Il y a encore une remarque importante à faire sur la signification symbolique de la marche du grade de Maître : on arrive devant le cercueil d’Hiram par le cinquième pas, et l’ensemble de ces cinq premiers pas (marche des grades d’Apprenti et de Compagnon) indique la constitution de l’individu humain, qui, dans son état actuel, est représenté par le nombre 5. Le sixième pas traverse le cercueil vers la droite, côté de l’activité : c’est en traversant le domaine de la Mort que l’être accomplit la Création, à laquelle correspond le nombre 6. Le septième pas revient vers la gauche, côté de la passivité, en passant au-dessus de la partie centrale du cercueil : cette traversée, en sens inverse de la première, représente la seconde Naissance, dans laquelle l’être est passif, comme nous l’avons dit, et par laquelle cet être, enveloppé dans la Forme, symbolisée par le nombre 7, prend conscience de lui-même en tant que conditionné par son état actuel ; c’est précisément là le but de la Vie.

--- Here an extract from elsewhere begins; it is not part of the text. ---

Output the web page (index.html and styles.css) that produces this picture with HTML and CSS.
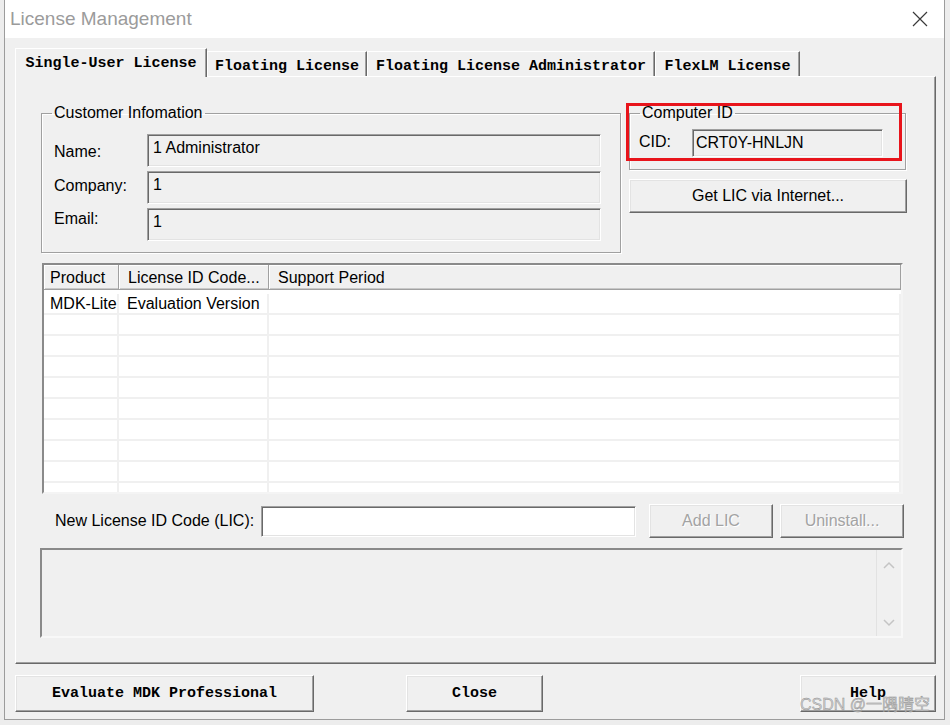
FILE: index.html
```html
<!DOCTYPE html>
<html>
<head>
<meta charset="utf-8">
<title>License Management</title>
<link rel="stylesheet" href="styles.css">
</head>
<body>
<div class="window">
  <div class="titlebar">
    <span class="title">License Management</span>
    <svg class="xbtn" viewBox="0 0 16 16"><path d="M1 1 L15 15 M15 1 L1 15" stroke="#3a3a3a" stroke-width="1.2" fill="none"/></svg>
  </div>
  <div class="client">
    <div class="tabs">
      <div class="tab active t1">Single-User License</div>
      <div class="tab t2">Floating License</div>
      <div class="tab t3">Floating License Administrator</div>
      <div class="tab t4">FlexLM License</div>
    </div>
    <div class="page">
      <div class="top">
        <fieldset class="group cust">
          <legend>Customer Infomation</legend>
          <div class="formgrid">
            <label class="lbl lbl-name">Name:</label><div class="field">1 Administrator</div>
            <label class="lbl lbl-comp">Company:</label><div class="field">1</div>
            <label class="lbl lbl-mail">Email:</label><div class="field">1</div>
          </div>
        </fieldset>
        <div class="rightcol">
          <fieldset class="group cid">
            <legend>Computer ID</legend>
            <div class="cidrow">
              <label class="cidlbl">CID:</label><div class="field cidfield">CRT0Y-HNLJN</div>
            </div>
          </fieldset>
          <div class="redbox"></div>
          <div class="btn getlic">Get LIC via Internet...</div>
        </div>
      </div>

      <div class="list">
        <div class="lhead">
          <div class="hcell">Product</div>
          <div class="hcell">License ID Code...</div>
          <div class="hcell">Support Period</div>
        </div>
        <div class="lbody">
          <div class="lrow"><div>MDK-Lite</div><div>Evaluation Version</div><div></div></div>
          <div class="lrow"><div></div><div></div><div></div></div>
          <div class="lrow"><div></div><div></div><div></div></div>
          <div class="lrow"><div></div><div></div><div></div></div>
          <div class="lrow"><div></div><div></div><div></div></div>
          <div class="lrow"><div></div><div></div><div></div></div>
          <div class="lrow"><div></div><div></div><div></div></div>
          <div class="lrow"><div></div><div></div><div></div></div>
          <div class="lrow"><div></div><div></div><div></div></div>
          <div class="lrow"><div></div><div></div><div></div></div>
        </div>
      </div>

      <div class="licrow">
        <label class="liclbl">New License ID Code (LIC):</label>
        <div class="licinput"></div>
        <div class="btn disabled addlic">Add LIC</div>
        <div class="btn disabled uninst">Uninstall...</div>
      </div>

      <div class="msg">
        <div class="msgtext"></div>
        <div class="vscroll">
          <svg viewBox="0 0 12 8"><path d="M1 7 L6 2 L11 7" stroke="#c4c4c4" stroke-width="1.5" fill="none"/></svg>
          <svg viewBox="0 0 12 8"><path d="M1 1 L6 6 L11 1" stroke="#c4c4c4" stroke-width="1.5" fill="none"/></svg>
        </div>
      </div>
    </div>

    <div class="buttons">
      <div class="btn mono evaluate">Evaluate MDK Professional</div>
      <div class="btn mono close">Close</div>
      <div class="btn mono help">Help</div>
    </div>
  </div>
  <div class="watermark">CSDN @一隅晴空</div>
</div>
</body>
</html>
```

FILE: styles.css
```css
* { box-sizing: border-box; }
html, body { margin: 0; padding: 0; }
body {
  width: 950px;
  height: 725px;
  overflow: hidden;
  background: #ededed;
  font-family: "Liberation Sans", Arial, sans-serif;
  font-size: 16px;
  color: #000;
}

.window {
  position: relative;
  margin-left: 4px;
  width: 941px;
  height: 720px;
  border: 1px solid #9c9c9c;
  border-top: none;
  background: #f0f0f0;
  display: flex;
  flex-direction: column;
}

.titlebar {
  flex: none;
  height: 38px;
  background: #fff;
  display: flex;
  align-items: center;
  justify-content: space-between;
  padding: 0 16px 0 5px;
}
.title { font-size: 19px; color: #9b9b9b; }
.xbtn { width: 16px; height: 16px; }

.client { flex: 1; }

/* tabs */
.tabs {
  display: flex;
  align-items: flex-end;
  height: 28px;
  margin: 10px 0 0 10px;
  position: relative;
  z-index: 1;
}
.tab {
  height: 25px;
  display: flex;
  align-items: center;
  justify-content: center;
  font-family: "Liberation Mono", "Courier New", monospace;
  font-weight: bold;
  font-size: 15px;
  background: #f0f0f0;
  border-top: 1px solid #fff;
  border-left: 1px solid #fff;
  border-right: 1px solid #696969;
  box-shadow: inset -1px 0 #a0a0a0;
  padding-top: 4px;
}
.tab.active { height: 29px; margin-bottom: -1px; padding-top: 0; }
.t1 { width: 192px; }
.t2 { width: 160px; }
.t3 { width: 288px; }
.t4 { width: 145px; }

/* tab page */
.page {
  margin-left: 10px;
  width: 921px;
  height: 588px;
  border-top: 1px solid #fff;
  border-left: 1px solid #fff;
  border-right: 1px solid #696969;
  border-bottom: 1px solid #696969;
  box-shadow: inset -1px -1px #a0a0a0;
  padding: 27px 0 0 25px;
}

.top { display: flex; align-items: flex-start; gap: 8px; }

.group {
  margin: 0;
  min-width: 0;
  border: 1px solid #a0a0a0;
  box-shadow: inset 1px 1px #fff, 1px 1px #fff;
}
.group legend {
  padding: 0 2px;
  font-size: 16px;
  line-height: 18px;
}

.cust { width: 580px; padding: 12px 0 11px 12px; }
.cust legend { margin-left: -2px; }
.formgrid {
  display: grid;
  grid-template-columns: 93px 454px;
  grid-auto-rows: 33px;
  row-gap: 4px;
  align-items: center;
}
.lbl-name { padding-top: 2px; }
.lbl-comp { padding-bottom: 4px; }
.lbl-mail { padding-bottom: 12px; }

.field {
  height: 33px;
  background: #f0f0f0;
  border: 1px solid;
  border-color: #a0a0a0 #fff #fff #a0a0a0;
  box-shadow: inset 1px 1px #696969, inset -1px -1px #e3e3e3;
  padding: 4px 0 0 5px;
  line-height: 18px;
}

.rightcol { position: relative; }
.cid { width: 277px; padding: 7px 0 12px 9px; }
.cid legend { margin-left: 1px; }
.cidrow { display: flex; align-items: center; }
.cidlbl { width: 53px; padding-bottom: 3px; }
.cidfield { width: 191px; height: 28px; padding: 4px 0 0 3px; }
.redbox {
  position: absolute;
  left: -3px;
  top: -1px;
  width: 276px;
  height: 58px;
  border: 3px solid #e8141b;
}

.btn {
  display: flex;
  align-items: center;
  justify-content: center;
  background: #f0f0f0;
  border: 1px solid;
  border-color: #fff #696969 #696969 #fff;
  box-shadow: inset -1px -1px #a0a0a0, inset 1px 1px #e3e3e3;
}
.getlic { width: 278px; height: 34px; margin-top: 9px; }
.btn.disabled { color: #a3a3a3; text-shadow: 1px 1px 0 #fff; }

/* list view */
.list {
  margin: 10px 0 0 1px;
  width: 861px;
  height: 231px;
  background: #fff;
  border: 2px solid;
  border-color: #8a8a8a #f4f4f4 #f4f4f4 #8a8a8a;
  overflow: hidden;
}
.lhead {
  display: grid;
  grid-template-columns: 75px 150px 1fr;
  height: 25px;
  background: #f0f0f0;
}
.hcell {
  padding: 4px 0 0 6px;
  border-right: 1px solid #a0a0a0;
  border-bottom: 1px solid #a0a0a0;
  box-shadow: inset 1px 1px #fff, inset 0 -1px #c8c8c8;
  line-height: 18px;
  white-space: nowrap;
}
.hcell + .hcell { padding-left: 9px; }
.lbody { padding-top: 4px; }
.lrow {
  display: grid;
  grid-template-columns: 75px 150px 1fr;
  height: 21px;
}
.lrow > div {
  border-right: 2px solid #f0f0f0;
  border-bottom: 2px solid #f0f0f0;
  padding: 1px 0 0 6px;
  line-height: 18px;
  white-space: nowrap;
}
.lrow > div + div { padding-left: 8px; }

/* LIC row */
.licrow {
  display: flex;
  align-items: center;
  margin-top: 10px;
  height: 34px;
}
.liclbl { margin-left: 14px; width: 206px; }
.licinput {
  width: 375px;
  height: 31px;
  background: #fff;
  border: 1px solid;
  border-color: #a0a0a0 #fff #fff #a0a0a0;
  box-shadow: inset 1px 1px #696969, inset -1px -1px #e3e3e3;
}
.addlic { width: 124px; height: 34px; margin-left: 13px; }
.uninst { width: 124px; height: 34px; margin-left: 7px; }

/* message box */
.msg {
  display: flex;
  margin: 10px 0 0 -1px;
  width: 863px;
  height: 90px;
  background: #f0f0f0;
  border: 2px solid;
  border-color: #8a8a8a #f8f8f8 #f8f8f8 #8a8a8a;
}
.msgtext { flex: 1; }
.vscroll {
  width: 25px;
  border-left: 1px solid #e2e2e2;
  display: flex;
  flex-direction: column;
  justify-content: space-between;
  align-items: center;
  padding: 11px 0 9px;
}
.vscroll svg { width: 12px; height: 8px; }

/* bottom buttons */
.buttons {
  display: flex;
  margin: 11px 0 0 10px;
}
.mono {
  font-family: "Liberation Mono", "Courier New", monospace;
  font-weight: bold;
  font-size: 15px;
  height: 37px;
}
.evaluate { width: 299px; }
.close { width: 137px; margin-left: 92px; }
.help { width: 136px; margin-left: 257px; }

.watermark {
  position: absolute;
  left: 795px;
  top: 696px;
  font-family: "Liberation Sans", "Noto Sans CJK SC", sans-serif;
  font-size: 16px;
  line-height: 18px;
  color: rgba(200, 200, 200, 0.85);
  -webkit-text-stroke: 0.4px #8c8c8c;
  pointer-events: none;
}
```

Enfin, le huitième et dernier pas, parallèle au sixième, conduit au-delà du cercueil, au point diamétralement opposé, suivant la longueur, à celui où l’on était arrivé par le cinquième pas : l’être, devenu conscient de lui-même, traverse une dernière fois le domaine de la Mort, pour parvenir enfin à l’Équilibre (image de la Perfection dans l’état d’être considéré), marqué par le nombre 8 ; il y parvient par le développement intégral de son individualité, envisagée dans l’indéfinité de son extension, et, par là, il acquiert l’Immortalité, figurée par l’Acacia ou la Palme, qui équivaut au Rameau d’Or de l’Initiation antique(238).